WRCP Provisioning (install_wrcp)

This workflow has the ability to provision new WRCP installation for servers with Hewlett Packard Enterprise (HPE) hardware only. The WRCP configurations supported are AIO-SX and AIO-DX. The requirements are:

  • A WRCP base iso to be customized
  • An instance of CFS (FileServer, CustomISO API) accessible by the target server
  • HPE Server with full support for Redfish API (Gen9 or above) with ILO 4 (starting on 2.30) or ILO 5.

Note The WRCP Plugin is only supported on IPV4 installations.

This workflow includes the following 4 steps:

  1. Custom ISO: With the files input creates a new custom WRCP ISO to be used in the installation.
  2. Redfish: Inserts the custom ISO in the virtual drive DVD and reboots the server.
  3. Bootstrap and DM: After the initial boot, starting the WRCP bootstrapping and starts the Deployment Manager
  4. Custom ISO cleanup: After all the steps, The ISO created in the first step is deleted.

Node Types

windriver.nodes.CustomISO This is a node that represents the step that builds custom ISO using a base one together with the information input in the CIQ files. Since this is step that builds the ISO, it is supposed to be the first one for the System Install blueprint.

windriver.nodes.RedfishBMC This node is responsible for communicating with the BMC. Using the information present in the CIQ files, this step inserts the ISO generated before by CustomISO step in the Virtual Drive and then reboots the server.

windriver.nodes.controller.DM This node defines the operations that will run the initial bootstrap in WRCP, and then run the Deployment Manager. This step still uses the information contained in the CIQ files.

windriver.nodes.controller.SystemController This node will define the operations necessary for subcloud installation in a future release.
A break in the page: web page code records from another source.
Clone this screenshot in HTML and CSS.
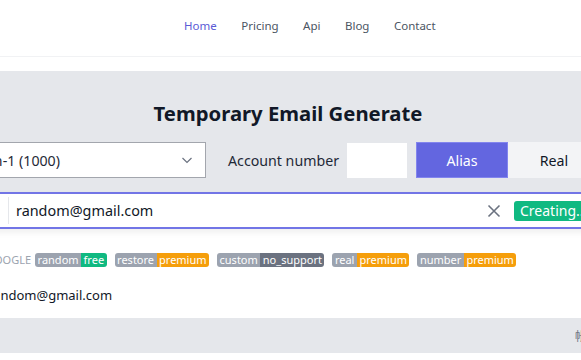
FILE: index.html
```html
<!DOCTYPE html>
<html lang="en">

<head>
    <meta charset="UTF-8">
    <meta name="viewport" content="width=device-width, initial-scale=1.0">
    <title>Temporary Email Generate</title>
    <link rel="stylesheet" href="styles.css">
</head>

<body>
    <header class="site-header">
        <nav class="main-nav">
            <a href="#" class="active">Home</a>
            <a href="#">Pricing</a>
            <a href="#">Api</a>
            <a href="#">Blog</a>
            <a href="#">Contact</a>
        </nav>
    </header>

    <div class="page">
        <section class="generator">
            <h1>Temporary Email Generate</h1>

            <div class="options-row">
                <div class="domain-select">
                    <span>gmail.com-1 (1000)</span>
                    <svg width="12" height="12" viewBox="0 0 12 12">
                        <path d="M1.5 4l4.5 4.5 4.5-4.5" fill="none" stroke="#6b7280" stroke-width="1.2" />
                    </svg>
                </div>
                <label class="account-label">Account number</label>
                <input class="account-input" type="text">
                <div class="type-switch">
                    <button class="on">Alias</button>
                    <button>Real</button>
                </div>
            </div>

            <div class="email-row">
                <div class="email-prefix">Email</div>
                <div class="email-value">random@gmail.com</div>
                <svg class="clear-icon" width="16" height="16" viewBox="0 0 16 16">
                    <path d="M2.5 2.5l11 11M13.5 2.5l-11 11" stroke="#6b7280" stroke-width="1.6" />
                </svg>
                <button class="create-btn">Creating...</button>
            </div>
        </section>

        <div class="tags-row">
            <span class="provider">GOOGLE</span>
            <span class="tag"><b>random</b><i class="free">free</i></span>
            <span class="tag"><b>restore</b><i class="premium">premium</i></span>
            <span class="tag"><b>custom</b><i class="none">no_support</i></span>
            <span class="tag"><b>real</b><i class="premium">premium</i></span>
            <span class="tag"><b>number</b><i class="premium">premium</i></span>
        </div>

        <div class="example">random@gmail.com</div>

        <table class="history">
            <thead>
                <tr>
                    <th class="wide">邮箱</th>
                    <th>状态</th>
                    <th class="right">帐号操作</th>
                </tr>
            </thead>
        </table>
    </div>
</body>

</html>
```

FILE: styles.css
```css
body {
    margin: 0;
    padding: 0;
    font-family: "Noto Sans", "Open Sans", "Noto Sans CJK SC", sans-serif;
    background-color: #fff;
    color: #111827;
    overflow: hidden;
}

.site-header {
    height: 56px;
    border-bottom: 1px solid #f1f2f4;
    display: flex;
    align-items: center;
}

.main-nav {
    display: flex;
    gap: 24.5px;
    margin-left: 184px;
    margin-top: -6px;
}

.main-nav a {
    font-size: 11.5px;
    color: #4b5563;
    text-decoration: none;
}

.main-nav a.active {
    color: #5b5bd6;
}

.page {
    width: 820px;
    margin-left: -122px;
    margin-top: 14px;
}

.generator {
    background-color: #e5e7eb;
    padding-top: 27px;
}

.generator h1 {
    margin: 0;
    text-align: center;
    font-size: 20.3px;
    line-height: 30px;
    font-weight: 700;
    color: #111827;
}

.options-row {
    display: flex;
    align-items: center;
    margin-top: 14px;
    height: 36px;
}

.domain-select {
    width: 328px;
    height: 36px;
    box-sizing: border-box;
    background: #fff;
    border: 1px solid #a3a6ad;
    display: flex;
    align-items: center;
    padding: 0 12px 0 0;
    font-size: 14.2px;
    color: #1f2937;
}

.domain-select span {
    flex: 1;
    text-align: right;
    padding-right: 121px;
}

.account-label {
    margin-left: 22px;
    font-size: 14.2px;
    color: #1f2937;
}

.account-input {
    width: 60px;
    height: 35px;
    box-sizing: border-box;
    margin-left: 8px;
    border: none;
    background: #fff;
}

.type-switch {
    display: flex;
    margin-left: 9px;
}

.type-switch button {
    width: 92px;
    height: 36px;
    border: none;
    font-family: inherit;
    font-size: 14.2px;
    background: #f3f4f6;
    color: #111827;
}

.type-switch button.on {
    background: #6366e0;
    color: #fff;
    border: 1px solid #8285ee;
}

.email-row {
    display: flex;
    align-items: center;
    margin-top: 14px;
    height: 37px;
    box-sizing: border-box;
    background: #fff;
    border: 2px solid #7275e6;
    box-shadow: 0 4px 6px rgba(0, 0, 0, 0.06);
}

.email-prefix {
    width: 128px;
    height: 27px;
    border-right: 1px solid #e5e7eb;
    color: #fff;
    font-size: 1px;
}

.email-value {
    flex: 1;
    padding-left: 7px;
    font-size: 14.4px;
    color: #111827;
}

.clear-icon {
    margin-right: 12px;
}

.create-btn {
    height: 20px;
    padding: 0 6px;
    width: 180px;
    text-align: left;
    border: none;
    border-radius: 3px;
    background: #10b981;
    color: #fff;
    font-family: inherit;
    font-size: 14px;
    line-height: 20px;
    margin-right: 2px;
}

.tags-row {
    display: flex;
    align-items: center;
    gap: 8px;
    margin-top: 24px;
    padding-left: 108px;
    font-size: 11px;
    line-height: 14px;
}

.provider {
    color: #9ca3af;
    margin-right: -4px;
}

.tag {
    display: flex;
    border-radius: 3px;
    overflow: hidden;
    color: #fff;
}

.tag b,
.tag i {
    font-weight: 400;
    font-style: normal;
    padding: 0 2.5px;
}

.tag b {
    background: #9ca3af;
}

.tag i.free {
    background: #10b981;
}

.tag i.premium {
    background: #f59e0b;
}

.tag i.none {
    background: #6b7280;
}

.example {
    margin-top: 19px;
    padding-left: 110px;
    font-size: 13px;
    line-height: 18px;
    color: #111827;
}

.history {
    width: 100%;
    margin-top: 14px;
    border-collapse: collapse;
}

.history th {
    background: #e5e7eb;
    height: 35px;
    padding: 0;
    font-size: 12px;
    font-weight: 400;
    color: #6b7280;
    text-align: left;
}

.history th.wide {
    width: 600px;
    color: #e5e7eb;
}

.history th.right {
    padding-left: 3px;
}

.history th:nth-child(2) {
    width: 94px;
    color: #e5e7eb;
}
```
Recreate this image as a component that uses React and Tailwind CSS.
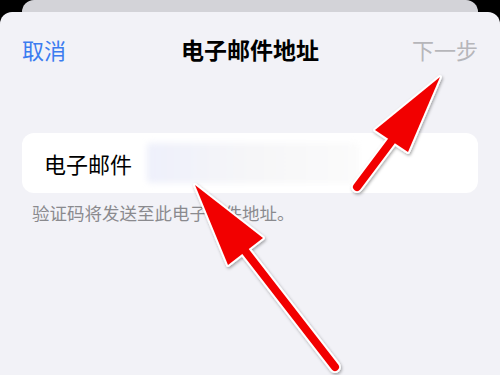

windriver.nodes.CustomISOCleaner This node deletes the iso created by the CustomISO node. It is supposed to be the last node in the blueprint.

Runtime Properties:

  • installer_image: WRCP ISO image url
  • client_config: It contains client properties like auth_url, region_name, username, api_key, etc.
  • client_config_https: Almost the same as above, but treats https endpoints specially.
  • bootstrap_config: The information necessary for WRCP bootstrapping process. E.g. ssh_config, bootstrap_values, - deployment_config, etc…
  • bmc_config: BMC’s access information and credentials
  • iso_config: Data necessary too find and customize the WRCP ISO.
  • configure_config: Special information about the custom
  • ciq_file_path: Path to find CIQ files inside CFS server
  • golden_templates_config: Path to find Golden Templates files inside the CFS server
  • dm_state: Stores DM’s last state.
  • bootstrap_state: Stores the last state of bootstrap process
  • bmc_state: Relevant information about BMC state like power state, redfish state, virtual media state, etc…
  • ssh_state: Information about SSH state.

How to use

  1. Upload the blueprint to Conductor
  2. Fill up the CIQ files
  3. Provide valid localhost.yaml and deployment-config.yaml files and rename them, respectively, to bootstrap_values.yaml.v1.jinja2 and deployment_config.yaml.v2.jinja2. Place them in the golden_configs directory.
  4. Upload the CIQ files and golden configs to CFS (FileServer and CustomISO API)
  5. Upload Credentials
  • Create a secret named wrcp_license
    • Containing a full copy of a compatible WRCP license
    • must be named wrcp_license
  • Create secret named ‘global_secrets’ filling up the following fields:
# This CIQ secrets Template applies to a single National Datacenter (NDC)
site_name: "global"               # (String) required, Name of the NDC site for this secrets file

registry_username: username       # (String) required, username for access to docker images registry
registry_password: password       # (String) required, password for access to docker images registry

# This section lists BMC secrets per server
server_list:
- service_tag: "ndc_server_1"     # (String) required with quotes, value should be lower case only,e.g '1a2b3c4'
    bmc_user: user1               # (String) required, username of the BMC account to use
    bmc_password: password1       # (String) required, password of the BMC account to use

- service_tag: "ndc_server_2"
    bmc_user: user1
    bmc_password: password1

- service_tag: "ndc_server_3"
    bmc_user: user1
    bmc_password: password1
  • Create a secret ‘CUSTOM_NAME_secrets’ filling up the following fields:
    • Where CUSTOM_NAME is the same name you have for yaml filename in the ciq_file_list blueprint input. Using the example ciq_file_list below, it should be wr-duplex-1_2_secrets.
# This CIQ secrets Template applies to a single Regional Datacenter (RDC)
# RDC CIQ schema: schemas/regional_datacenter_ciq_secrets.spec.v1.json

site_name: wr-duplex-1      # (String) required, Name of the RDC site for this secrets file

server_list:
- service_tag: ''                   # (String) required with quotes, value should be lower case only,e.g '1a2b3c4'
    bmc_user: user                    # (String) required, username of the BMC account to use
    bmc_password: password            # (String) required, password of the BMC account to use

- service_tag: ''
    bmc_user: user
    bmc_password: password

initial_sysadmin_password: syspwd*  # (String) required, the initial password of controller-0 of this cell site
  1. Create Deployment While filling up the inputs, special attention to the next two fields. Here is an example:
ciq_file_list:
 [
     {
         "file_name": "wr-duplex-1_2_ndc.yaml",    
         "file_type": "NDC"
     },
     {
         "file_name": "wr-duplex-1_2.yaml",
         "file_type": "RDC"
     }
 ]

 golden_config_file_list:
 [
     {
         "file_name":"bootstrap_values.yaml.v1.jinja2",
         "file_type":"RDCboostrapValues"
     },
     {
         "file_name":"deployment_config.yaml.v2.jinja2",
         "file_type":"RDCdeploymentConfig"
     }
 ]
  1. shutdown controller-1 target server.
  2. Then, run “install_wrcp” workflow.